Efficiency & Scalability:
- Training Time: On CPUs, training time was proportional to the reduced dimension $k$ . The batch size ( $n_b$ ) had a negligible impact on speed.
- Large Dataset Feasibility: On the Eyecandies dataset (6,600 images), the full-dimension approach required ~25GB of RAM, which is unaffordable on standard hardware.

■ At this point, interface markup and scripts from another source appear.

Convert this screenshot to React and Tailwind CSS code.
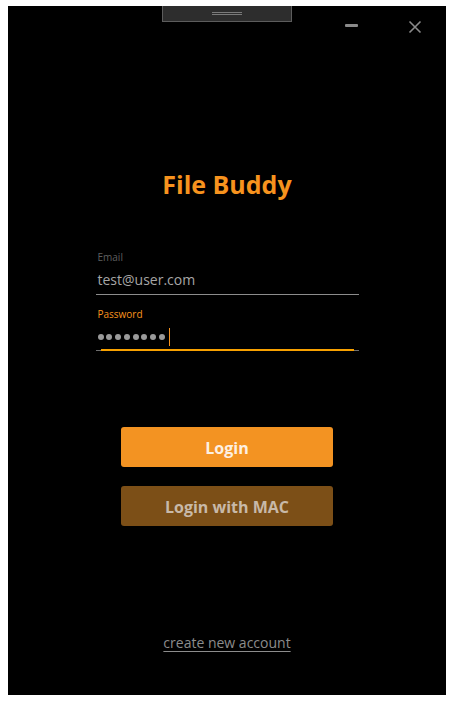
import React from "react";

export default function App() {
  const font = { fontFamily: '"Open Sans", "Noto Sans", sans-serif' };
  return (
    <div className="w-[454px] h-[701px] bg-white pl-[8px] pt-[6px]" style={font}>
      <div className="w-[438px] h-[689px] bg-black flex flex-col items-center">
        {/* title bar */}
        <div className="relative w-full h-[16px] flex justify-center">
          <div className="w-[130px] h-[16px] bg-[#2d2d2d] border-x border-b border-[#5c5c5c] flex flex-col items-center justify-center gap-[1px]">
            <div className="w-[30px] h-[1px] bg-[#7a7a7a]" />
            <div className="w-[30px] h-[1px] bg-[#7a7a7a]" />
          </div>
          <div className="absolute left-[337px] top-[18px] w-[13px] h-[3px] bg-[#8a8a8a] rounded-[1px]" />
          <svg className="absolute left-[400px] top-[14px]" width="14" height="14" viewBox="0 0 14 14">
            <path d="M1.5 1.5 L12.5 12.5 M12.5 1.5 L1.5 12.5" stroke="#8a8a8a" strokeWidth="1.6" fill="none" />
          </svg>
        </div>

        <div className="mt-[146px] text-[25px] leading-[32px] font-bold text-[#f7931e]">File Buddy</div>

        {/* Email */}
        <div className="mt-[50px] w-[263px] flex flex-col">
          <div className="pl-[2px] text-[10px] leading-[14px] text-[#5f5f5f]">Email</div>
          <div className="mt-[6px] pl-[2px] pb-[4px] text-[14px] leading-[20px] text-[#a6a6a6] border-b border-[#8c8c8c]">
            test@user.com
          </div>
        </div>

        {/* Password */}
        <div className="mt-[12px] w-[263px] flex flex-col">
          <div className="pl-[2px] text-[10px] leading-[14px] text-[#f7931e]">Password</div>
          <div className="relative mt-[6px] pl-[2px] h-[24px] border-b border-[#6e6e6e] flex items-start">
            <div className="h-[20px] flex items-center gap-[2.75px]">
              {[0, 1, 2, 3, 4, 5, 6, 7].map((i) => (
                <div key={i} className="w-[6px] h-[6px] rounded-full bg-[#9a9a9a]" />
              ))}
              <div className="ml-[1px] w-[1.5px] h-[18px] bg-[#f7931e]" />
            </div>
            <div className="absolute left-[5px] right-[5px] bottom-[-1px] h-[2px] bg-[#f7a100]" />
          </div>
        </div>

        <button className="mt-[76px] w-[212px] h-[40px] rounded-[3px] bg-[#f39322] text-[16px] font-bold text-[#fdf0e2] pt-[2px]">
          Login
        </button>
        <button className="mt-[19px] w-[212px] h-[40px] rounded-[3px] bg-[#7c4f17] text-[16px] font-bold text-[#c8b9a8] pt-[2px]">
          Login with MAC
        </button>

        <div className="mt-[107px] text-[14px] leading-[20px] text-[#8c8c8c] underline underline-offset-[3px]">
          create new account
        </div>
      </div>
    </div>
  );
}
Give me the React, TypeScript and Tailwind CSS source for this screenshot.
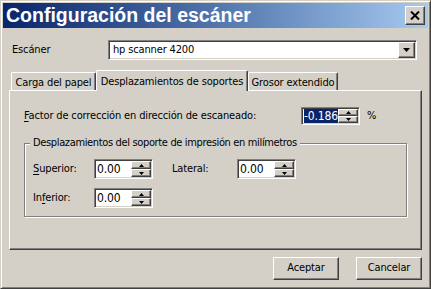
import React from 'react';

const font = {
  fontFamily: '"DejaVu Sans Condensed", "Liberation Sans", Arial, sans-serif',
  letterSpacing: '-0.15px',
};

// classic 3D edges
const raised =
  'border border-t-white border-l-white border-r-[#404040] border-b-[#404040] shadow-[inset_-1px_-1px_0_#808080] bg-[#d4d0c8]';
const sunken =
  'border border-t-[#808080] border-l-[#808080] border-r-white border-b-white shadow-[inset_1px_1px_0_#404040,inset_-1px_-1px_0_#d4d0c8]';

function Arrow({ up = false, w = 7 }: { up?: boolean; w?: number }) {
  const h = Math.ceil(w / 2);
  return (
    <svg width={w} height={h} viewBox={`0 0 ${w} ${h}`} className="block">
      <polygon
        points={up ? `0,${h} ${w},${h} ${w / 2},0` : `0,0 ${w},0 ${w / 2},${h}`}
        fill="#000"
      />
    </svg>
  );
}

function Spin({ value, selected = false, h = 20 }: { value: string; selected?: boolean; h?: number }) {
  return (
    <div className={`${sunken} flex w-[59px] bg-white p-[1px]`} style={{ height: h }}>
      <div className="flex flex-1 items-center overflow-hidden pl-[1px] text-[12px] leading-none">
        {selected ? <span className="bg-[#0a246a] py-[1px] text-white">{value}</span> : value}
      </div>
      <div className="flex w-[20px] flex-col">
        <div className={`${raised} flex flex-1 items-center justify-center`}>
          <Arrow up w={5} />
        </div>
        <div className={`${raised} flex flex-1 items-center justify-center`}>
          <Arrow w={5} />
        </div>
      </div>
    </div>
  );
}

function Tab({ label, active = false, w }: { label: string; active?: boolean; w: number }) {
  if (active) {
    return (
      <div
        className="relative z-10 -mb-[1px] flex h-[21px] items-start justify-center rounded-t-[2px] border-t border-l border-r border-t-white border-l-white border-r-[#404040] bg-[#d4d0c8] pt-[3px] shadow-[inset_-1px_0_0_#808080]"
        style={{ width: w }}
      >
        {label}
      </div>
    );
  }
  return (
    <div
      className="flex h-[18px] items-start justify-center rounded-t-[2px] border-t border-l border-r border-t-white border-l-white border-r-[#404040] pt-[2px] shadow-[inset_-1px_0_0_#808080]"
      style={{ width: w }}
    >
      {label}
    </div>
  );
}

export default function App() {
  return (
    <div
      className="h-[289px] w-[431px] whitespace-nowrap border border-t-[#d4d0c8] border-l-[#d4d0c8] border-r-[#404040] border-b-[#404040] bg-[#d4d0c8] p-[2px] text-[11px] text-black shadow-[inset_1px_1px_0_#fff,inset_-1px_-1px_0_#808080]"
      style={font}
    >
      {/* Title bar */}
      <div className="flex h-[25px] items-center justify-between bg-linear-to-r from-[#0a246a] to-[#a6caf0]">
        <span
          className="pl-[3px] text-[19.5px] font-bold leading-none tracking-normal text-white"
          style={{ fontFamily: '"Liberation Sans", Arial, sans-serif' }}
        >
          Configuración del escáner
        </span>
        <button className={`${raised} mr-[3px] flex h-[19px] w-[20px] items-center justify-center p-0`}>
          <svg width="10" height="9" viewBox="0 0 10 9">
            <path d="M1 0.5 L9 8.5 M9 0.5 L1 8.5" stroke="#000" strokeWidth="2" />
          </svg>
        </button>
      </div>

      <div className="flex flex-col px-[6px]">
        {/* Scanner select */}
        <div className="mt-[12px] flex h-[20px] items-center">
          <span className="w-[99px] pl-[3px]">Escáner</span>
          <div className={`${sunken} flex h-[20px] w-[309px] items-stretch bg-white p-[1px]`}>
            <div className="flex flex-1 items-center pl-[3px]">hp scanner 4200</div>
            <div className={`${raised} flex w-[17px] items-center justify-center`}>
              <Arrow w={7} />
            </div>
          </div>
        </div>

        {/* Tabs */}
        <div className="mt-[10px] flex h-[20px] items-end pl-[2px]">
          <Tab label="Carga del papel" w={85} />
          <Tab label="Desplazamientos de soportes" active w={152} />
          <Tab label="Grosor extendido" w={90} />
        </div>

        {/* Panel */}
        <div className="flex h-[160px] flex-col border border-t-white border-l-white border-r-[#404040] border-b-[#404040] pl-[14px] shadow-[inset_-1px_-1px_0_#808080]">
          <div className="mt-[16px] flex h-[18px] items-center">
            <span className="w-[277px]">
              <span className="underline underline-offset-2">F</span>actor de corrección en dirección de escaneado:
            </span>
            <Spin value="-0.186" selected h={18} />
            <span className="ml-[7px]">%</span>
          </div>

          <fieldset className="mt-[11px] h-[81px] w-[383px] border border-[#808080] shadow-[inset_1px_1px_0_#fff,1px_1px_0_#fff]">
            <legend className="ml-[5px] bg-[#d4d0c8] px-[3px] leading-[14px] tracking-[-0.35px]">
              Desplazamientos del soporte de impresión en milímetros
            </legend>
            <div className="mt-[9px] flex h-[20px] items-center pl-[8px]">
              <span className="w-[61px]">
                <span className="underline underline-offset-2">S</span>uperior:
              </span>
              <Spin value="0.00" />
              <span className="ml-[19px] w-[65px]">Lateral:</span>
              <Spin value="0.00" />
            </div>
            <div className="mt-[9px] flex h-[20px] items-center pl-[8px]">
              <span className="w-[61px]">
                In<span className="underline underline-offset-2">f</span>erior:
              </span>
              <Spin value="0.00" />
            </div>
          </fieldset>
        </div>

        {/* Buttons */}
        <div className="mt-[7px] flex justify-end gap-[17px]">
          <button className={`${raised} h-[23px] w-[66px]`}>Aceptar</button>
          <button className={`${raised} h-[23px] w-[66px]`}>Cancelar</button>
        </div>
      </div>
    </div>
  );
}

The incremental algorithm reduced dimensionality to 128, enabling training in 3 hours on a GPU.
Comparison with PaDiM: On Eyecandies, the proposed PatchCore variant with dimension reduction outperformed the state-of-the-art PaDiM method (Avg Image AUROC: 80.4% vs 79.0%).

5. Significance

This work bridges the gap between high-accuracy deep learning anomaly detection and practical deployment on large-scale industrial datasets.

Scalability: It enables the application of PatchCore to datasets with thousands of images that were previously intractable due to memory constraints.
Efficiency: It drastically reduces the computational cost of the sampling phase without sacrificing detection accuracy.
Generalizability: The incremental dimension reduction technique is not limited to PatchCore and can be applied to other memory-bank-based anomaly detection frameworks or any scenario requiring SVD on massive, streaming datasets.

The paper concludes that while the current method is highly effective, future work could focus on eliminating redundant features before sampling to further accelerate the training bottleneck.